Po takich koncertach ogromnie kusi nazwać Wacława Zimpla najbardziej etnicznym z naszych improwizatorów. Z jednej strony, biorąc pod uwagę pełny kontekst jego dokonań oraz funkcjonowania na muzycznej mapie świata, byłoby to nazbyt oczywiste i chyba jednak pretensjonalne. I nie chodzi już tylko o całą przeszłość związaną z nieodżałowaną Herą, projektami z Raphaelem Rogińskim czy Mikołajem Trzaską. O tym wszystkim już wiemy i nie ma sensu po raz setny mielenie tego wątku. Z drugiej strony mam jednak nieodparte wrażenie, że w przypadku projektu Saagara Zimpel pozwolił sobie na najgłębszą eksplorację definicji „etno”. Z całym pomysłem stuprocentowego zanurzenia się w tradycję, pewną swoistą obrzędowość, z absolutnym odkrywaniem jak najszerszego spektrum w tym przypadku staroindyjskiego dziedzictwa kulturowego.

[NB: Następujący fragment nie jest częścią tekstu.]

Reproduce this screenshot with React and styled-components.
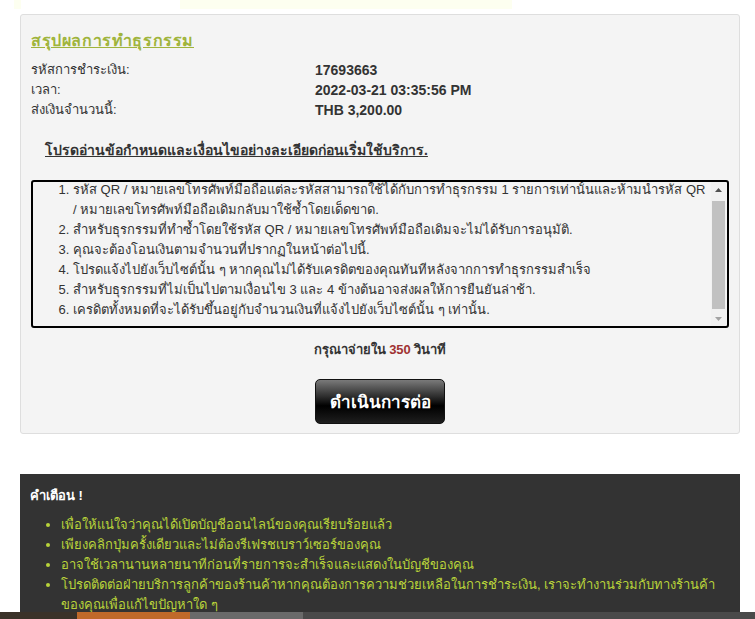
import React, { useEffect, useRef } from "react";
import styled, { createGlobalStyle } from "styled-components";

const GlobalStyle = createGlobalStyle`
  body {
    margin: 0;
    background: #fff;
    font-family: Tahoma, "Liberation Sans", "Noto Sans", sans-serif;
    font-size: 13px;
    color: #333;
  }
`;

const terms = [
  "รหัส QR / หมายเลขโทรศัพท์มือถือแต่ละรหัสสามารถใช้ได้กับการทำธุรกรรม 1 รายการเท่านั้นและห้ามนำรหัส QR / หมายเลขโทรศัพท์มือถือเดิมกลับมาใช้ซ้ำโดยเด็ดขาด.",
  "สำหรับธุรกรรมที่ทำซ้ำโดยใช้รหัส QR / หมายเลขโทรศัพท์มือถือเดิมจะไม่ได้รับการอนุมัติ.",
  "คุณจะต้องโอนเงินตามจำนวนที่ปรากฏในหน้าต่อไปนี้.",
  "โปรดแจ้งไปยังเว็บไซต์นั้น ๆ หากคุณไม่ได้รับเครดิตของคุณทันทีหลังจากการทำธุรกรรมสำเร็จ",
  "สำหรับธุรกรรมที่ไม่เป็นไปตามเงื่อนไข 3 และ 4 ข้างต้นอาจส่งผลให้การยืนยันล่าช้า.",
  "เครดิตทั้งหมดที่จะได้รับขึ้นอยู่กับจำนวนเงินที่แจ้งไปยังเว็บไซต์นั้น ๆ เท่านั้น.",
];

const warnings = [
  "เพื่อให้แน่ใจว่าคุณได้เปิดบัญชีออนไลน์ของคุณเรียบร้อยแล้ว",
  "เพียงคลิกปุ่มครั้งเดียวและไม่ต้องรีเฟรชเบราว์เซอร์ของคุณ",
  "อาจใช้เวลานานหลายนาทีก่อนที่รายการจะสำเร็จและแสดงในบัญชีของคุณ",
  "โปรดติดต่อฝ่ายบริการลูกค้าของร้านค้าหากคุณต้องการความช่วยเหลือในการชำระเงิน, เราจะทำงานร่วมกับทางร้านค้าของคุณเพื่อแก้ไขปัญหาใด ๆ",
];

const footerBands = [
  { color: "#3a3229", width: 77 },
  { color: "#c0692a", width: 113 },
  { color: "#6a6a6a", width: 113 },
  { color: "#4a4a4a", width: 452 },
];

const Arrow = ({ up, color }) => (
  <svg width="7" height="4" viewBox="0 0 7 4">
    <path d={up ? "M0 4 L3.5 0 L7 4 Z" : "M0 0 L3.5 4 L7 0 Z"} fill={color} />
  </svg>
);

const App = () => {
  const termsRef = useRef(null);

  useEffect(() => {
    // the terms box in the screenshot is scrolled down a little
    if (termsRef.current) termsRef.current.scrollTop = 2;
  }, []);

  return (
    <>
      <GlobalStyle />
      <TopStrip>
        <Glow $width={7} $offset={14} />
        <Glow $width={332} $offset={159} />
      </TopStrip>
      <Page>
        <Card>
          <Title>สรุปผลการทำธุรกรรม</Title>
          <InfoGrid>
            <Label>รหัสการชำระเงิน:</Label>
            <Value>17693663</Value>
            <Label>เวลา:</Label>
            <Value>2022-03-21 03:35:56 PM</Value>
            <Label>ส่งเงินจำนวนนี้:</Label>
            <Value>THB 3,200.00</Value>
          </InfoGrid>

          <TermsHeading>โปรดอ่านข้อกำหนดและเงื่อนไขอย่างละเอียดก่อนเริ่มใช้บริการ.</TermsHeading>
          <TermsBox>
            <TermsScroll ref={termsRef}>
              <TermsList>
                {terms.map((t, i) => (
                  <li key={i}>{t}</li>
                ))}
              </TermsList>
            </TermsScroll>
            <ScrollBar>
              <ScrollButton>
                <Arrow up color="#505050" />
              </ScrollButton>
              <ScrollTrack>
                <ScrollThumb />
              </ScrollTrack>
              <ScrollButton>
                <Arrow color="#a3a3a3" />
              </ScrollButton>
            </ScrollBar>
          </TermsBox>

          <Countdown>
            กรุณาจ่ายใน <Seconds>350</Seconds> วินาที
          </Countdown>
          <ButtonRow>
            <ProceedButton type="button">ดำเนินการต่อ</ProceedButton>
          </ButtonRow>
        </Card>

        <Warning>
          <WarningTitle>คำเตือน !</WarningTitle>
          <WarningList>
            {warnings.map((w, i) => (
              <li key={i}>{w}</li>
            ))}
          </WarningList>
        </Warning>
      </Page>
      <FooterStrip>
        {footerBands.map((b, i) => (
          <Band key={i} $color={b.color} $width={b.width} />
        ))}
      </FooterStrip>
    </>
  );
};

const TopStrip = styled.div`
  display: flex;
  height: 9px;
`;

const Glow = styled.div`
  width: ${(p) => p.$width}px;
  margin-left: ${(p) => p.$offset}px;
  background: #fdfff0;
`;

const Page = styled.div`
  padding: 0 15px 0 20px;
`;

const Card = styled.div`
  margin-top: 5px;
  background: #f4f4f4;
  border: 1px solid #dedede;
  border-radius: 3px;
  padding: 15px 10px 9px;
`;

const Title = styled.h3`
  margin: 0 0 8px;
  font-size: 16px;
  letter-spacing: 0.6px;
  font-weight: bold;
  color: #a0b43c;
  text-decoration: underline;
  line-height: 22px;
`;

const InfoGrid = styled.div`
  display: grid;
  grid-template-columns: 284px 1fr;
  line-height: 20px;
`;

const Label = styled.div`
  color: #333;
`;

const Value = styled.div`
  font-size: 14px;
  font-weight: bold;
  color: #333;
`;

const TermsHeading = styled.p`
  margin: 20px 0 0 14px;
  font-size: 14px;
  font-weight: bold;
  text-decoration: underline;
  line-height: 20px;
  color: #333;
`;

const TermsBox = styled.div`
  display: flex;
  margin-top: 20px;
  height: 144px;
  border: 2px solid #000;
  border-radius: 3px;
  background: #f4f4f4;
  overflow: hidden;
`;

const TermsScroll = styled.div`
  flex: 1;
  min-width: 0;
  overflow: hidden;
`;

const TermsList = styled.ol`
  margin: 0;
  padding: 0 4px 12px 40px;
  line-height: 20px;
  color: #333;
`;

const ScrollBar = styled.div`
  display: flex;
  flex-direction: column;
  width: 15px;
  margin-right: 1px;
  background: #f1f1f1;
`;

const ScrollButton = styled.div`
  display: flex;
  align-items: center;
  justify-content: center;
  height: 15px;
`;

const ScrollTrack = styled.div`
  flex: 1;
  padding: 4px 1px 0;
`;

const ScrollThumb = styled.div`
  height: 108px;
  background: #c1c1c1;
`;

const Countdown = styled.p`
  margin: 12px 0 0;
  text-align: center;
  font-weight: bold;
  line-height: 20px;
  color: #333;
`;

const Seconds = styled.span`
  color: #a03232;
`;

const ButtonRow = styled.div`
  display: flex;
  justify-content: center;
  margin-top: 19px;
`;

const ProceedButton = styled.button`
  width: 130px;
  height: 45px;
  border: 1px solid #111;
  border-radius: 5px;
  background: linear-gradient(to bottom, #7a7a7a 0%, #2a2a2a 40%, #000 60%, #1e1e1e 100%);
  color: #fff;
  font-family: inherit;
  font-size: 17px;
  font-weight: bold;
  text-shadow: 0 1px 1px #000;
  cursor: pointer;
`;

const Warning = styled.div`
  margin-top: 40px;
  background: #333;
  padding: 12px 10px 0;
`;

const WarningTitle = styled.h4`
  margin: 0 0 9px;
  color: #fff;
  font-size: 13px;
  font-weight: bold;
  line-height: 20px;
`;

const WarningList = styled.ul`
  margin: 0;
  padding-left: 31px;
  color: #b9d43a;
  line-height: 20px;
`;

const FooterStrip = styled.div`
  position: fixed;
  left: 0;
  right: 0;
  bottom: 0;
  display: flex;
  height: 7px;
`;

const Band = styled.div`
  width: ${(p) => p.$width}px;
  background: ${(p) => p.$color};
`;

export default App;
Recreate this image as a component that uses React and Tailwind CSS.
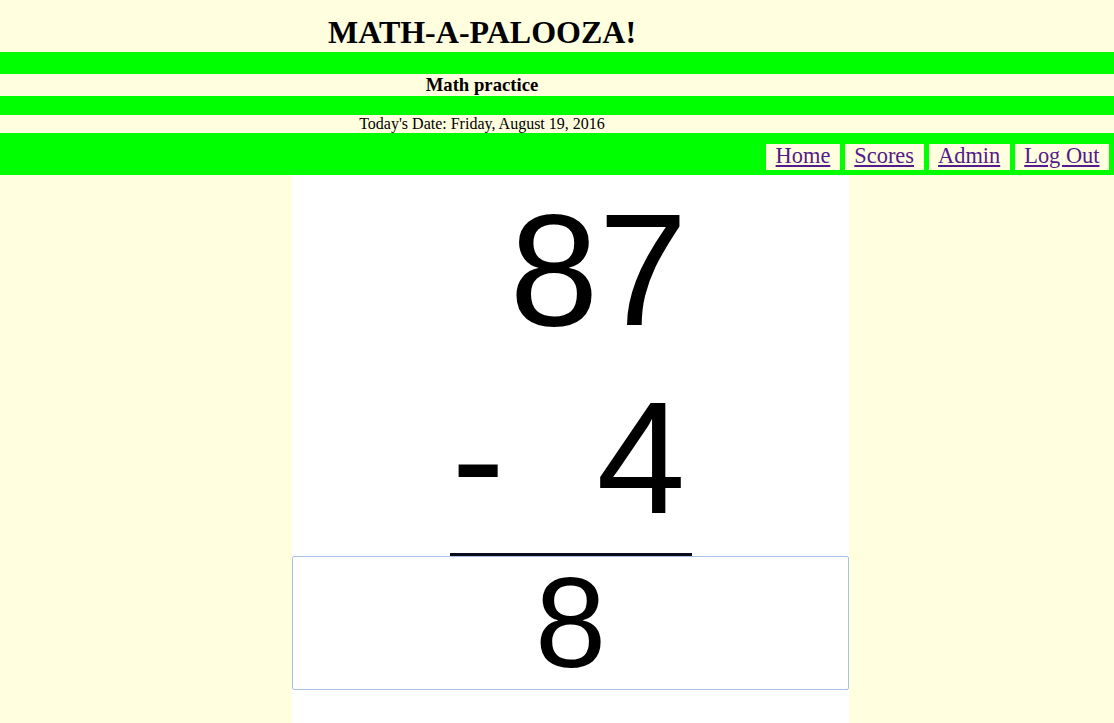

Jak opisują swój świat sami muzycy – z jednej strony funkcjonuje tu złożona i skomplikowana koncepcja muzyki karnatyckiej, z drugiej – a jakże – historia europejskiej muzyki improwizowanej, w której Wacław czuje się jak ryba w wodzie. Charakter korzennej celebracji uzupełniają specyficzne instrumenty o egzotycznie brzmiących nazwach – khaen, thavil, ghatam czy khanjira. A do tego wszystkiego coś, co mnie osobiście zaskoczyło najbardziej, czyli duża komunikatywność i klarowność przedstawionej koncepcji muzycznej, co oczywiście przełożyło się na odpowiednie, wielce pozytywne reakcje publiczności. Do pełni szczęścia brakowało tylko Dona Cherry’ego, Lestera Bowie’ego czy Archiego Sheppa. Jeden z najlepszych koncertów tegorocznej edycji festiwalu „jaZZ i okolice”.